=== THE TASK ===
Wherever "this" appears in a line, copy that line.

=== SUPPLIED DATA ===
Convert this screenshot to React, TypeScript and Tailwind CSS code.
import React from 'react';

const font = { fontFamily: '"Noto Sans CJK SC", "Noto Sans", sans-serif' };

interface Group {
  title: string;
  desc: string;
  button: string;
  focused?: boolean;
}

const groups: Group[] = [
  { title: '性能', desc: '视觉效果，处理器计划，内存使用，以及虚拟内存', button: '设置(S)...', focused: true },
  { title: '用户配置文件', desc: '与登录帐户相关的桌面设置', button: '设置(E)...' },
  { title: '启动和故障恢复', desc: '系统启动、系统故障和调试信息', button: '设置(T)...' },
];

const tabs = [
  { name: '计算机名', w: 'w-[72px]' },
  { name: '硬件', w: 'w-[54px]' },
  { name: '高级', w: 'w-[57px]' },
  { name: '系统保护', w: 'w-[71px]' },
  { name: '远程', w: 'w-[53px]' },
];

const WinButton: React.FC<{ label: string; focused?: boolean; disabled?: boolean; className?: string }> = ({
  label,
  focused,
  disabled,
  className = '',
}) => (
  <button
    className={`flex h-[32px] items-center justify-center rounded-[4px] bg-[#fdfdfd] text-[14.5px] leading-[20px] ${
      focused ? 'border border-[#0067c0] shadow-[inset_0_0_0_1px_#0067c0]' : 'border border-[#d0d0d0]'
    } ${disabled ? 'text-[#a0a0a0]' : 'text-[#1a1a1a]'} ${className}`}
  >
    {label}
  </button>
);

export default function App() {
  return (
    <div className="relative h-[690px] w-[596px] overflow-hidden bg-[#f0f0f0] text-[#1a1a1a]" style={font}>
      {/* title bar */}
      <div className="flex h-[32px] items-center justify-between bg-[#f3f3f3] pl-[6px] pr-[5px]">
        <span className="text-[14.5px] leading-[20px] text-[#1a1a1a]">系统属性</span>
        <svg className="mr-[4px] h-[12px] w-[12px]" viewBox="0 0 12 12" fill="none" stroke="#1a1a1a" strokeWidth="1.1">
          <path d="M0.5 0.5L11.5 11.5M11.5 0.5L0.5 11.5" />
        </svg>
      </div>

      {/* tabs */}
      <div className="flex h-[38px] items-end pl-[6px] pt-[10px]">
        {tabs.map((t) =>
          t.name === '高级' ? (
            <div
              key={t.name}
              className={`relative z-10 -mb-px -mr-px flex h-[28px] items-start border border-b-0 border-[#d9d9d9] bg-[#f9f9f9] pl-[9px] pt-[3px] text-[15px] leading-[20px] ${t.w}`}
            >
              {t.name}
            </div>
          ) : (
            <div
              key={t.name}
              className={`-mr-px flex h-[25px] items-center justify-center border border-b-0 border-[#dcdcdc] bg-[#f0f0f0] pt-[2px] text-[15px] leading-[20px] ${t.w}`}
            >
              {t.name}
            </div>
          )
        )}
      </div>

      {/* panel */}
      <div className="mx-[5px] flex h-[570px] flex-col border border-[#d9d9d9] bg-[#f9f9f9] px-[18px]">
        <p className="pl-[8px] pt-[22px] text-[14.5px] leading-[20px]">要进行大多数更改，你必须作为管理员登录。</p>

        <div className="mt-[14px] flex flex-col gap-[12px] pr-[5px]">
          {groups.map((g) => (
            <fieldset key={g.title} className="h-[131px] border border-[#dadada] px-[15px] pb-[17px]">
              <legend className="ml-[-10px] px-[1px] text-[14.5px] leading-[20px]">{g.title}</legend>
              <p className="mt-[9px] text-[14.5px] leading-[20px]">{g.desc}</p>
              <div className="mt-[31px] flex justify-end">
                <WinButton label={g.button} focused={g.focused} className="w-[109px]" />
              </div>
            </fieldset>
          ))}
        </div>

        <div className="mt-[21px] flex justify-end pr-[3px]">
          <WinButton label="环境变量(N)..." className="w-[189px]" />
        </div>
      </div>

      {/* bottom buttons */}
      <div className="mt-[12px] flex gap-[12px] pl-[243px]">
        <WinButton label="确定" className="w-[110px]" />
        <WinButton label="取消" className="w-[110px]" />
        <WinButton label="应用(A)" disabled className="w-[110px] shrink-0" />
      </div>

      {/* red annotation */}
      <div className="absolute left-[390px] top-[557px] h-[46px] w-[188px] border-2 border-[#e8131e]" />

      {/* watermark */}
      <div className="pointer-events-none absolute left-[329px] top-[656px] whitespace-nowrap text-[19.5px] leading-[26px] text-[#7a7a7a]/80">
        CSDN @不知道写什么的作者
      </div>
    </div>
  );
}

...

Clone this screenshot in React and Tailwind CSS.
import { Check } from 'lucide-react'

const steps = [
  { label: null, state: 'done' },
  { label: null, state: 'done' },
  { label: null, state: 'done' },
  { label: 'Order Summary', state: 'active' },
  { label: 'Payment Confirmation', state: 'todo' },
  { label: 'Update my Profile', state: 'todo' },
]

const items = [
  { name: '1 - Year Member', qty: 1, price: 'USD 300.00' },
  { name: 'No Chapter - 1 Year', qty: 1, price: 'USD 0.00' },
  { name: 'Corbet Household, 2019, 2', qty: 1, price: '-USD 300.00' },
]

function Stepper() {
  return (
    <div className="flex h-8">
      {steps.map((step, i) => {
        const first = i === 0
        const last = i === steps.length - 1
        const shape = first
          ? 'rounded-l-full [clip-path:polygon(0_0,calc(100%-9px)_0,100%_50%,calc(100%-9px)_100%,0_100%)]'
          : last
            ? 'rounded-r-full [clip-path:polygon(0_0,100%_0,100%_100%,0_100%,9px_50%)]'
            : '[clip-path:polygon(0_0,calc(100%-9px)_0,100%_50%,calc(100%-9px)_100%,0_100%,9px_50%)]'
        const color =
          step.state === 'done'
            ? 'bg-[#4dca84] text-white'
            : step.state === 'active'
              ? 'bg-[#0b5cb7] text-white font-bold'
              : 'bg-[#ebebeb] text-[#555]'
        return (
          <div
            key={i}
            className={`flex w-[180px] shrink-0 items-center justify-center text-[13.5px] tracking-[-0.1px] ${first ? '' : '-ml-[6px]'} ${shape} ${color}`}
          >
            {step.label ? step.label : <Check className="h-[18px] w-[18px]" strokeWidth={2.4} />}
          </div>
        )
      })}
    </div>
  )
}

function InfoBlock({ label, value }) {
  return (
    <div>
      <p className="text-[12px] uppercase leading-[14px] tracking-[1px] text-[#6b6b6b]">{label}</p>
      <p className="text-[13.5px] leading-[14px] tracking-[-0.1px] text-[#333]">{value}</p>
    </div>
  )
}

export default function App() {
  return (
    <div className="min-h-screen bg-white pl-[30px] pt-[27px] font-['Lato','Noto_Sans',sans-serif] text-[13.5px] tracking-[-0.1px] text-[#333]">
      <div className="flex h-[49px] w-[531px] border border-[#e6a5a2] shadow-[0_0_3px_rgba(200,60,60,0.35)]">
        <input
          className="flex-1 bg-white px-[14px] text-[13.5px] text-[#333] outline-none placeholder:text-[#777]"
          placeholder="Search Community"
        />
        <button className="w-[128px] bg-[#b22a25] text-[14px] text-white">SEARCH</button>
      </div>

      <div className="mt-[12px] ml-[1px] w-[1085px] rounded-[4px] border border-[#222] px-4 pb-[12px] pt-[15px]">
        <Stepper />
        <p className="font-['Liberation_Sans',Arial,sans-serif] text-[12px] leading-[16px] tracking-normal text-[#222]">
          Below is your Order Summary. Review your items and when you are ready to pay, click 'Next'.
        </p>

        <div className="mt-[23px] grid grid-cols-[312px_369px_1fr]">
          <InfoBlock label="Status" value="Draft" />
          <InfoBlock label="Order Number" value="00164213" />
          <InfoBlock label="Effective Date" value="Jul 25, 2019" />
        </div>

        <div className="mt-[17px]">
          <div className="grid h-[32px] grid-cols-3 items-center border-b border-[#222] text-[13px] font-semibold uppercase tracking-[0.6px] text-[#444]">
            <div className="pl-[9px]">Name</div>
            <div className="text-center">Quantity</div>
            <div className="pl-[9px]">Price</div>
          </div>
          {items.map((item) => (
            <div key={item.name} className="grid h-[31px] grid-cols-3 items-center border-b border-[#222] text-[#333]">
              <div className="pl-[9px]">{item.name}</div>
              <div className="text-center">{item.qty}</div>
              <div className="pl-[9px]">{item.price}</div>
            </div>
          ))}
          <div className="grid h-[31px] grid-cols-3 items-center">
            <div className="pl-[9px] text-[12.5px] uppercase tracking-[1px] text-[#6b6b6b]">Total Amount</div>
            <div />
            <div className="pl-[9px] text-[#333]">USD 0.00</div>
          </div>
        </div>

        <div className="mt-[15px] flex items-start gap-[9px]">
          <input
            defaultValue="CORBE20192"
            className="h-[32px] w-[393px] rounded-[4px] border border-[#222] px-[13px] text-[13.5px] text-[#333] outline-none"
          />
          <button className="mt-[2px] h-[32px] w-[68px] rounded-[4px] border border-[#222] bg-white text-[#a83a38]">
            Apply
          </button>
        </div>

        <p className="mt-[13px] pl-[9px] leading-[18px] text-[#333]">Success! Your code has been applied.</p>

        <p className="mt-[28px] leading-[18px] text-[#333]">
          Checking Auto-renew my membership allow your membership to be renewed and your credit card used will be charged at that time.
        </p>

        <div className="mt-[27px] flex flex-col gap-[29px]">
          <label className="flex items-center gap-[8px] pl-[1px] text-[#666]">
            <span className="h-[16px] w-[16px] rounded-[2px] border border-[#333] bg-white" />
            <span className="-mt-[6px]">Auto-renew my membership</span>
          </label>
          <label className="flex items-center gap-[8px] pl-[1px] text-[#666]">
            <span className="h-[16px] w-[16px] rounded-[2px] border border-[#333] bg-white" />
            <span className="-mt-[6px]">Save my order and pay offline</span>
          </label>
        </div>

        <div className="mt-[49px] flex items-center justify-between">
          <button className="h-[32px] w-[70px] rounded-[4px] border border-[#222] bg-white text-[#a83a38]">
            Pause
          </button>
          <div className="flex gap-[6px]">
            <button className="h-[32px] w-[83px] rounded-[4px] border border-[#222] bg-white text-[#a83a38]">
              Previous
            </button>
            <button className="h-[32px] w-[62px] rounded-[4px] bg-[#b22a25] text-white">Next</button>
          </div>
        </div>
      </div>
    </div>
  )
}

=== WRITTEN RESPONSE ===
Convert this screenshot to React, TypeScript and Tailwind CSS code.
Clone this screenshot in React and Tailwind CSS.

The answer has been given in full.